**What you are asked to do**
In the material below, the lines containing the word "components" are required; copy each of them.

--- BEGIN Entries provided ---

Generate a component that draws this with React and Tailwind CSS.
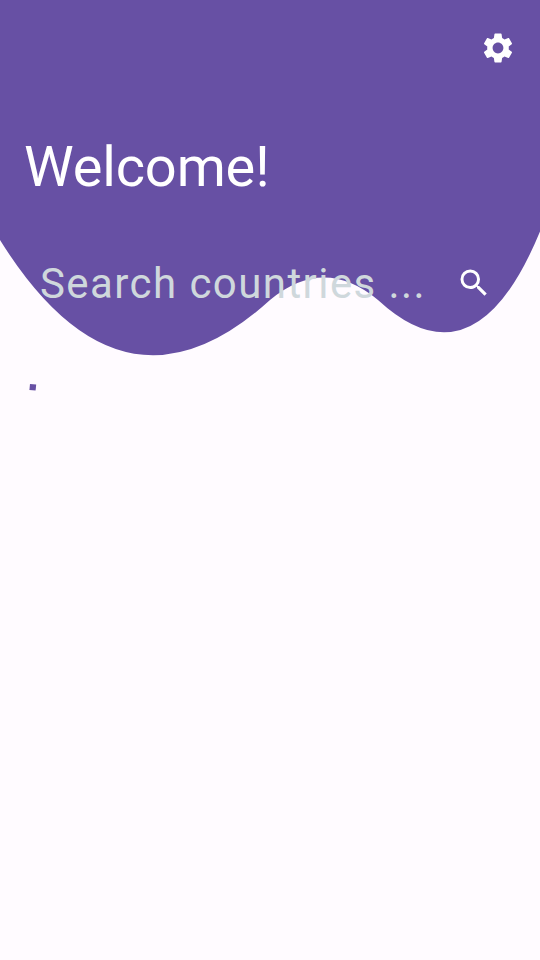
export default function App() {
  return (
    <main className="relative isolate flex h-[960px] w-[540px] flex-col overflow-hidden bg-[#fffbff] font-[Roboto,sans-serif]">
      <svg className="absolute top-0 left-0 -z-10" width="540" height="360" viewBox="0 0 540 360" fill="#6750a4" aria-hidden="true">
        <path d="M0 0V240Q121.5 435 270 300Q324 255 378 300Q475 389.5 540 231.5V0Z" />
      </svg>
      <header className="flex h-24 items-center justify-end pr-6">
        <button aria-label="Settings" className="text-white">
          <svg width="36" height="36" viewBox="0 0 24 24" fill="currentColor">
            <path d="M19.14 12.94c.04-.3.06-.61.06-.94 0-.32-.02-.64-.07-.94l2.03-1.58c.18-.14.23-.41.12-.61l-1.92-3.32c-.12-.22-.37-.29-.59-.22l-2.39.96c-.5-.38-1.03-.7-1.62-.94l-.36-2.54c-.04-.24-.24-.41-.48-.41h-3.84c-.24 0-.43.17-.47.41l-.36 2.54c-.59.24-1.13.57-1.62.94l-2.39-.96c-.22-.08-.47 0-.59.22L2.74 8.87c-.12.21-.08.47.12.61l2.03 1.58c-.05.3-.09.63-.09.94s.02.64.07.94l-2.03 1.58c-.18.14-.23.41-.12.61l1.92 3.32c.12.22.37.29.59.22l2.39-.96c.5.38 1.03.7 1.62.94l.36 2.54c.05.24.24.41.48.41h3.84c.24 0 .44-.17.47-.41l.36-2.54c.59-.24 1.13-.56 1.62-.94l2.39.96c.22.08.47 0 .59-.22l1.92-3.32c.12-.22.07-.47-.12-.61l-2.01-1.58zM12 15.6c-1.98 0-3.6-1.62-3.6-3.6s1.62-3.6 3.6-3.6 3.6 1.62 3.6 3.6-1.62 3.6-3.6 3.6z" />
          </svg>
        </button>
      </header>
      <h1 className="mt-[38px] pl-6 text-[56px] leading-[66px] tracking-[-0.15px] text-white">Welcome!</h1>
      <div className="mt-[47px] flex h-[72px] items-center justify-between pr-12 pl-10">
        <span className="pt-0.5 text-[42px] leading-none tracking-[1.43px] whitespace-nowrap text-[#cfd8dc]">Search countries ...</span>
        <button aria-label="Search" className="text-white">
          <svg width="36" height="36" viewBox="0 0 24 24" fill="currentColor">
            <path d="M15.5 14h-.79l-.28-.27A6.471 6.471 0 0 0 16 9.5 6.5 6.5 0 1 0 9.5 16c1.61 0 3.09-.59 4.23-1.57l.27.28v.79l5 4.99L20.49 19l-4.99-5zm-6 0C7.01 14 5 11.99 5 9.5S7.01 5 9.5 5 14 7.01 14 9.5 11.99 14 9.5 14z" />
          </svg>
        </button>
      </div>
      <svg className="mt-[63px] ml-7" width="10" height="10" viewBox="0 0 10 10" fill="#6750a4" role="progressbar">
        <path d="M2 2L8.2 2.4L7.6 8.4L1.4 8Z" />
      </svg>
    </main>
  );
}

--- END Entries provided ---
--- BEGIN Entries provided ---

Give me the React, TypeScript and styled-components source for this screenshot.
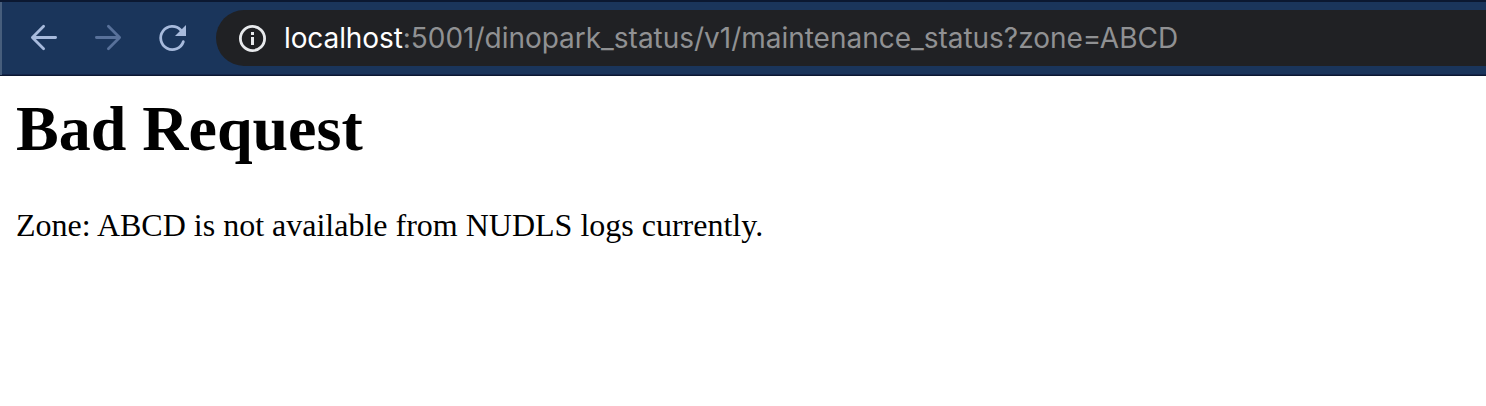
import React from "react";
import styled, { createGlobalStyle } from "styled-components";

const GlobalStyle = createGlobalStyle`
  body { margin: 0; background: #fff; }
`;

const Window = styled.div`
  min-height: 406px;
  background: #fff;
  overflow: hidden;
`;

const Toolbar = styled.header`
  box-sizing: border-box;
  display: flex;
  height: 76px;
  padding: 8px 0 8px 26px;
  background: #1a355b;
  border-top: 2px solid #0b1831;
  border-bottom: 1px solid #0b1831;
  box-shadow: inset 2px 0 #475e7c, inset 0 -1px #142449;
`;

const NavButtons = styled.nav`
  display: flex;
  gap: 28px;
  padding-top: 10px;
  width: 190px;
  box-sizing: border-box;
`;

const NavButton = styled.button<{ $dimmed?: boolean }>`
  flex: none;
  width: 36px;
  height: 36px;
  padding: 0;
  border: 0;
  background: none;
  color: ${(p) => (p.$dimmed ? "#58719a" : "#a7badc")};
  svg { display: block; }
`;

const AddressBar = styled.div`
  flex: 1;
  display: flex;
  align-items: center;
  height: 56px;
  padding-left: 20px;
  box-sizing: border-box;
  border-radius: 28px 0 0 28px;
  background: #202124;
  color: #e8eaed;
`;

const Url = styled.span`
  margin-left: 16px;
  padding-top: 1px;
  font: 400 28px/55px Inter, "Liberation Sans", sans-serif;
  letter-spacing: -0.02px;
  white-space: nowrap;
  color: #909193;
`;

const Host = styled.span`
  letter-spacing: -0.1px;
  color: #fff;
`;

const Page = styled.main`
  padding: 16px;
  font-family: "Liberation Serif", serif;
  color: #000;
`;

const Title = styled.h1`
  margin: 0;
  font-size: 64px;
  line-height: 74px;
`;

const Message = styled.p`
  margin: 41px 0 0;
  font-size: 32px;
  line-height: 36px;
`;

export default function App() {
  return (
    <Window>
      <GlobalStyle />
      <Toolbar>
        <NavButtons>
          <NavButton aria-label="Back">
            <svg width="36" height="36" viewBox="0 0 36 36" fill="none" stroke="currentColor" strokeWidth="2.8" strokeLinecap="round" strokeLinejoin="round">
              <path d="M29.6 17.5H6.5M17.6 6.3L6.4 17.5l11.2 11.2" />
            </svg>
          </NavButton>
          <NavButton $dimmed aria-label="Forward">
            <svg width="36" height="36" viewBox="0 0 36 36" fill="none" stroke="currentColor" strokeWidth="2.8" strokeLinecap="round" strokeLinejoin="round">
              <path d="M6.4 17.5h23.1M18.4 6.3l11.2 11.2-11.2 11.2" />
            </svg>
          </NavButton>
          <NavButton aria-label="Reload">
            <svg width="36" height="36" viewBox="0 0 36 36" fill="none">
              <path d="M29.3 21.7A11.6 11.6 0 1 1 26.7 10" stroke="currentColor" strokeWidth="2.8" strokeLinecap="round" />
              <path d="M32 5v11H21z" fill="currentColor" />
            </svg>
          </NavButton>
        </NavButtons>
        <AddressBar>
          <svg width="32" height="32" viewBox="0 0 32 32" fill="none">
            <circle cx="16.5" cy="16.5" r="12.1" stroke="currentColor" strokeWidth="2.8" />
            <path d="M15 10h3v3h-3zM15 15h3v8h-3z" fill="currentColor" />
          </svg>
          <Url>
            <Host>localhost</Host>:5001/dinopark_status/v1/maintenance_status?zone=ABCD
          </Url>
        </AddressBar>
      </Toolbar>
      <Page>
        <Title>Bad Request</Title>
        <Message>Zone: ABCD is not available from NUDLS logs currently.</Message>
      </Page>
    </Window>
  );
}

--- END Entries provided ---
--- BEGIN Entries provided ---

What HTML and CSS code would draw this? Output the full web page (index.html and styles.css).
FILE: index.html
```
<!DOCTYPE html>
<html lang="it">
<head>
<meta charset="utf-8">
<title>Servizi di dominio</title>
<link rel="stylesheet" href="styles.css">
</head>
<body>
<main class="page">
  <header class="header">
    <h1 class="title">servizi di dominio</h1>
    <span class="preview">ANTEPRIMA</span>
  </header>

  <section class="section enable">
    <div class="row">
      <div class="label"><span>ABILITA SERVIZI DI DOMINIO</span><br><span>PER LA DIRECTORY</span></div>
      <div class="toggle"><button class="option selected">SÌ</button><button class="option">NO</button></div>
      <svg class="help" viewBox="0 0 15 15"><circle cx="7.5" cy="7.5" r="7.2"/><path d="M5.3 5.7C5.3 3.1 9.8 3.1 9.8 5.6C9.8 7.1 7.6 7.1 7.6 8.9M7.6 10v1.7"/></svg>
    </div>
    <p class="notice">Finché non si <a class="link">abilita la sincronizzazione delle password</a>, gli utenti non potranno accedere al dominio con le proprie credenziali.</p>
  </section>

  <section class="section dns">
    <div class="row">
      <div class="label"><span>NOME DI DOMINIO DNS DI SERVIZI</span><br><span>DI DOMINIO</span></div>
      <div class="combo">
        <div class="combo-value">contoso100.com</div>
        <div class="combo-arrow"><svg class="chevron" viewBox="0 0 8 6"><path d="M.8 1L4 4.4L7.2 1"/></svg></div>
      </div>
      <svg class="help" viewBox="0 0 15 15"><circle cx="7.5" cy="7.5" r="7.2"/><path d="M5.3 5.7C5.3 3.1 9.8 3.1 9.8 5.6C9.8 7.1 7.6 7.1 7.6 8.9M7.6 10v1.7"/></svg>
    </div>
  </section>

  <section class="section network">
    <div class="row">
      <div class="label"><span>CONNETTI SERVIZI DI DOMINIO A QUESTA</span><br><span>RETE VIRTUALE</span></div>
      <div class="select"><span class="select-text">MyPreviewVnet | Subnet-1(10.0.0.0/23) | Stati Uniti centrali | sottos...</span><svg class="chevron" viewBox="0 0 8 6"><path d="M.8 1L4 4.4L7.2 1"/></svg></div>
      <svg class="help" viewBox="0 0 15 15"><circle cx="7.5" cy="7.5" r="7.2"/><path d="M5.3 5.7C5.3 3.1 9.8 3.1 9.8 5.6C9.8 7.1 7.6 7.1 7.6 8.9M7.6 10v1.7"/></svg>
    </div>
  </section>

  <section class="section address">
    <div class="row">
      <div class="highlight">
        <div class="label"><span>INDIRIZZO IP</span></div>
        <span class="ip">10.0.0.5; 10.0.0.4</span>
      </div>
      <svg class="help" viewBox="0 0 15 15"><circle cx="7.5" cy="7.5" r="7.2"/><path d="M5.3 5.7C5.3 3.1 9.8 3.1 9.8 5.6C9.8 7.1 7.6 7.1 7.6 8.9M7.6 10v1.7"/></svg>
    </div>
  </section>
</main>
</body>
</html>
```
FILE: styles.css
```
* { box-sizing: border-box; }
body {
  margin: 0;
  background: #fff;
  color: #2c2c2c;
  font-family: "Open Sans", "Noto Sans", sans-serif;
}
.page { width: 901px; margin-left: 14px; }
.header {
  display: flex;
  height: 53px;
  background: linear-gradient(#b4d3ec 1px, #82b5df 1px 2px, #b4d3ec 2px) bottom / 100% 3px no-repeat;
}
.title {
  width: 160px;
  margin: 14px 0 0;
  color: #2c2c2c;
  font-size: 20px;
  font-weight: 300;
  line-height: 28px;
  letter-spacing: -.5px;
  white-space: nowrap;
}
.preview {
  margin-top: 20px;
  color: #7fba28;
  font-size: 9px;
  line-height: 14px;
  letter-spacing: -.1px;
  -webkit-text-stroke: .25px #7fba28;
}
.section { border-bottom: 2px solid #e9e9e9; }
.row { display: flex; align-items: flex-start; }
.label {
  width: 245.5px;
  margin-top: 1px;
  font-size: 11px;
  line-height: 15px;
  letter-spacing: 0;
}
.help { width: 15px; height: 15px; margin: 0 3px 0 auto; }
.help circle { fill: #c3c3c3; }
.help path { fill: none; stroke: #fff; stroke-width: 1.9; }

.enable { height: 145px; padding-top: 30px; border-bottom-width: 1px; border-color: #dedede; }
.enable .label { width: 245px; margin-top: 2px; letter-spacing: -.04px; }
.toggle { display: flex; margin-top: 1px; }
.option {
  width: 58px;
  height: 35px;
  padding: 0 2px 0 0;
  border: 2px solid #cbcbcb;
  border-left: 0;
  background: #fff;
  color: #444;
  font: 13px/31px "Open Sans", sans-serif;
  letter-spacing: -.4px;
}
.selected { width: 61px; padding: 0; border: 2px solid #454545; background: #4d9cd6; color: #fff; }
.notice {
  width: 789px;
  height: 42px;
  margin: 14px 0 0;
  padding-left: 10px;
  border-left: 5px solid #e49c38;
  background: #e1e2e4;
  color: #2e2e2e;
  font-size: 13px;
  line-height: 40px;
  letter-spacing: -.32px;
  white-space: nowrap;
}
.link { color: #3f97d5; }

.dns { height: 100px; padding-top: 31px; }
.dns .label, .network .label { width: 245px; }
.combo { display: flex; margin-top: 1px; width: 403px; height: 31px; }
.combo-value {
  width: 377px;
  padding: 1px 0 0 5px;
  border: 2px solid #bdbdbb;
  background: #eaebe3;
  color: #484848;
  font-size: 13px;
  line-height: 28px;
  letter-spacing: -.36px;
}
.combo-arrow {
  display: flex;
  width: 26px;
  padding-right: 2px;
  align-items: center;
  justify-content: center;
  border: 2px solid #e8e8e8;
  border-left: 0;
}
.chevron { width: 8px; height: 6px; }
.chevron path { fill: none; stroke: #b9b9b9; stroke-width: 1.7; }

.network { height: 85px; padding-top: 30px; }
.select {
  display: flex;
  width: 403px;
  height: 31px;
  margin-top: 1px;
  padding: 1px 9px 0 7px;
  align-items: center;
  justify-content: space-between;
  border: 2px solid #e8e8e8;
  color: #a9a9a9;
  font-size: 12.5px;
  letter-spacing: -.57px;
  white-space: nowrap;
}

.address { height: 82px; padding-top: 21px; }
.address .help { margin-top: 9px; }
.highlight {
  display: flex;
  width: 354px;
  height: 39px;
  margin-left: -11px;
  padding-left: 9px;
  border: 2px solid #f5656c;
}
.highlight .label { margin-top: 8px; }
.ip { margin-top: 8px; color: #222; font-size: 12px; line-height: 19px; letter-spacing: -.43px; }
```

--- END Entries provided ---

**Output of the task**
Give me the React, TypeScript and styled-components source for this screenshot.
import styled, { createGlobalStyle } from "styled-components";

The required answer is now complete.